Dada’s lifelong obsession, however, was building cultural icons of Nepali language. He did so by conferring Madan and Jagdambashri Awards upon people he considered worthy of these prizes. Having served as a member of the jury once, I know that most criticism of the process of selection of awardees, including charges of opacity and favoritism, was perhaps true. Dada took his role of being paterfamilias of Nepali literature rather too seriously. Fortunately, the process was rectified in his lifetime. 

The iconoclast
Another thought that struck me when I heard of Dada’s departure was how Buddha Sayami (1944-2016), who had left just a few days ago, would greet him when they met in whichever world people pass once the life on this planet is over. Buddha was a campaigner of mother-tongue, wrote fiery poems in Nepal Bhasha, and never wavered from his conviction that multiplicity of identities was the hard reality of the political entity called Nepal. In his pursuits, he became even a member of the only Constituent Assembly in the history of the country. The so-called CA II has always been a parliament in form and function that promulgated a controversial constitution through party whips.

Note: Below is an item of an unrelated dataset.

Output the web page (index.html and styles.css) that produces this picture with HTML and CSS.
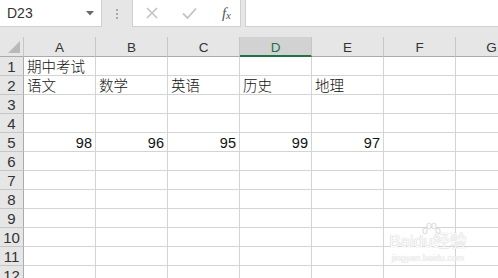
FILE: index.html
```html
<!DOCTYPE html>
<html lang="zh">
<head>
<meta charset="utf-8">
<link rel="stylesheet" href="styles.css">
</head>
<body>
<div class="app">
  <div class="toolbar">
    <div class="namebox">
      <span class="name">D23</span>
      <svg class="caret" width="8" height="5" viewBox="0 0 8 5"><path d="M0 0H8L4 4.5Z" fill="#6a6a6a"/></svg>
    </div>
    <div class="grip"><span></span><span></span><span></span></div>
    <div class="fxbox">
      <svg class="icon" width="12" height="12" viewBox="0 0 12 12"><path d="M1 1L11 11M11 1L1 11" stroke="#c4c4c4" stroke-width="1.6" fill="none"/></svg>
      <svg class="icon" width="15" height="12" viewBox="0 0 15 12"><path d="M1 6.5L5.5 11L14 1.5" stroke="#c4c4c4" stroke-width="1.8" fill="none"/></svg>
      <span class="fx">f<sub>x</sub></span>
    </div>
    <div class="formula"></div>
  </div>

  <div class="sheet">
    <div class="hd corner"><svg width="12" height="12" viewBox="0 0 12 12"><path d="M12 0V12H0Z" fill="#b9b9b9"/></svg></div>
    <div class="hd col">A</div>
    <div class="hd col">B</div>
    <div class="hd col">C</div>
    <div class="hd col sel">D</div>
    <div class="hd col">E</div>
    <div class="hd col">F</div>
    <div class="hd col">G</div>

    <div class="rh">1</div><div class="c t">期中考试</div><div class="c"></div><div class="c"></div><div class="c"></div><div class="c"></div><div class="c"></div><div class="c"></div>
    <div class="rh">2</div><div class="c t">语文</div><div class="c t">数学</div><div class="c t">英语</div><div class="c t">历史</div><div class="c t">地理</div><div class="c"></div><div class="c"></div>
    <div class="rh">3</div><div class="c"></div><div class="c"></div><div class="c"></div><div class="c"></div><div class="c"></div><div class="c"></div><div class="c"></div>
    <div class="rh">4</div><div class="c"></div><div class="c"></div><div class="c"></div><div class="c"></div><div class="c"></div><div class="c"></div><div class="c"></div>
    <div class="rh">5</div><div class="c n">98</div><div class="c n">96</div><div class="c n">95</div><div class="c n">99</div><div class="c n">97</div><div class="c"></div><div class="c"></div>
    <div class="rh">6</div><div class="c"></div><div class="c"></div><div class="c"></div><div class="c"></div><div class="c"></div><div class="c"></div><div class="c"></div>
    <div class="rh">7</div><div class="c"></div><div class="c"></div><div class="c"></div><div class="c"></div><div class="c"></div><div class="c"></div><div class="c"></div>
    <div class="rh">8</div><div class="c"></div><div class="c"></div><div class="c"></div><div class="c"></div><div class="c"></div><div class="c"></div><div class="c"></div>
    <div class="rh">9</div><div class="c"></div><div class="c"></div><div class="c"></div><div class="c"></div><div class="c"></div><div class="c"></div><div class="c"></div>
    <div class="rh">10</div><div class="c"></div><div class="c"></div><div class="c"></div><div class="c"></div><div class="c"></div><div class="c"></div><div class="c"></div>
    <div class="rh">11</div><div class="c"></div><div class="c"></div><div class="c"></div><div class="c"></div><div class="c"></div><div class="c"></div><div class="c"></div>
    <div class="rh">12</div><div class="c"></div><div class="c"></div><div class="c"></div><div class="c"></div><div class="c"></div><div class="c"></div><div class="c"></div>
  </div>

  <div class="watermark">
    <svg class="paw" width="22" height="14" viewBox="0 0 22 14"><g fill="#fbfbfb" stroke="#d2d2d2" stroke-width="0.8"><ellipse cx="5" cy="9" rx="2.2" ry="3"/><ellipse cx="9" cy="4" rx="2.2" ry="3"/><ellipse cx="14" cy="4" rx="2.2" ry="3"/><ellipse cx="18" cy="9" rx="2.2" ry="3"/></g></svg>
    <div class="wm-logo">Bai<span class="du">du</span>经验</div>
    <div class="wm-url">jingyan.baidu.com</div>
  </div>
</div>
</body>
</html>
```

FILE: styles.css
```css
* { box-sizing: border-box; }
html, body { margin: 0; padding: 0; }
body {
  width: 498px;
  height: 278px;
  overflow: hidden;
  background: #e6e6e6;
  font-family: "Noto Sans CJK SC", "Liberation Sans", sans-serif;
  color: #222;
}
.app { position: relative; width: 498px; height: 278px; overflow: hidden; }

.toolbar {
  display: flex;
  align-items: flex-start;
  height: 37px;
}
.namebox {
  width: 102px;
  height: 27px;
  background: #fff;
  border-right: 1px solid #d0d0d0;
  border-bottom: 1px solid #d0d0d0;
  display: flex;
  align-items: center;
  justify-content: space-between;
  padding: 0 7px 0 7px;
}
.name {
  font-family: "Liberation Sans", sans-serif;
  font-size: 14px;
  color: #333;
}
.caret { margin-top: 1px; }
.grip {
  width: 30px;
  height: 27px;
  display: flex;
  flex-direction: column;
  align-items: center;
  justify-content: center;
  gap: 2px;
}
.grip span { width: 2px; height: 2px; background: #a8a8a8; }
.fxbox {
  width: 109px;
  height: 27px;
  background: #fff;
  border: 1px solid #d0d0d0;
  border-top: none;
  display: flex;
  align-items: center;
  padding: 0 9px 0 13px;
  justify-content: space-between;
}
.fx {
  font-family: "Liberation Serif", serif;
  font-style: italic;
  font-size: 15px;
  color: #555;
  line-height: 1;
}
.fx sub { font-size: 11px; vertical-align: -1px; }
.formula {
  flex: 1;
  margin-left: 4px;
  height: 27px;
  background: #fff;
  border-left: 1px solid #d0d0d0;
  border-bottom: 1px solid #d0d0d0;
}

.sheet {
  display: grid;
  grid-template-columns: 24px repeat(7, 72px);
  grid-template-rows: 20px;
  grid-auto-rows: 19px;
  width: 528px;
  background: #fff;
}
.hd {
  background: #e6e6e6;
  border-right: 1px solid #c6c6c6;
  border-bottom: 1px solid #ababab;
  display: flex;
  align-items: center;
  justify-content: center;
  font-family: "Liberation Sans", sans-serif;
  font-size: 13.5px;
  color: #333;
  padding-top: 1px;
}
.corner {
  align-items: flex-end;
  justify-content: flex-end;
  padding: 0 3px 3px 0;
}
.hd.sel {
  background: #d2d2d2;
  color: #217346;
  border-bottom: 2px solid #217346;
  padding-top: 2px;
}
.rh {
  background: #e6e6e6;
  border-right: 1px solid #ababab;
  border-bottom: 1px solid #c6c6c6;
  display: flex;
  align-items: center;
  justify-content: center;
  font-family: "Liberation Sans", sans-serif;
  font-size: 15px;
  color: #333;
  padding-top: 1px;
}
.c {
  border-right: 1px solid #d4d4d4;
  border-bottom: 1px solid #d4d4d4;
  white-space: nowrap;
  overflow: visible;
  font-size: 14.5px;
  font-weight: 300;
  line-height: 18px;
  color: #111;
}
.c.t { padding-left: 3px; }
.c.n {
  text-align: right;
  padding-right: 3px;
  font-family: "Liberation Sans", sans-serif;
  font-weight: 400;
  font-size: 14.5px;
  padding-top: 1px;
}

.watermark {
  position: absolute;
  left: 382px;
  top: 222px;
  width: 92px;
  display: flex;
  flex-direction: column;
  align-items: center;
  pointer-events: none;
}
.paw { margin-left: 6px; margin-bottom: -4px; }
.wm-logo {
  font-family: "Liberation Sans", "Noto Sans CJK SC", sans-serif;
  font-size: 17px;
  line-height: 20px;
  color: #fafafa;
  text-shadow: 0 0 1px #cfcfcf, 0 0 1px #cfcfcf;
}
.wm-url {
  font-family: "Liberation Sans", sans-serif;
  font-size: 9px;
  color: #f4f4f4;
  text-shadow: 0 0 1px #d0d0d0;
  margin-top: 1px;
}
```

Buddha considered himself a writer of poems rather than a poet, which is perhaps true as he was a rebel rather than a romantic. Of poets, Chhayavadi Hindi Kavi Sumitranandan Pant (1900-1977) writes “Bereaved must have been the first poet, the song born out of desolation, / inadvertently a poem must have flowed, with tears of excruciation.” The versifier Buddha asks instead, in the translation of Manjushree Thapa, “Father Let me tear apart not you / but the seal of your culture and thinking / This is where I lie captive.” The writer of poems is finally free.

Homage, heroes; despite your disagreements, you enriched our lives.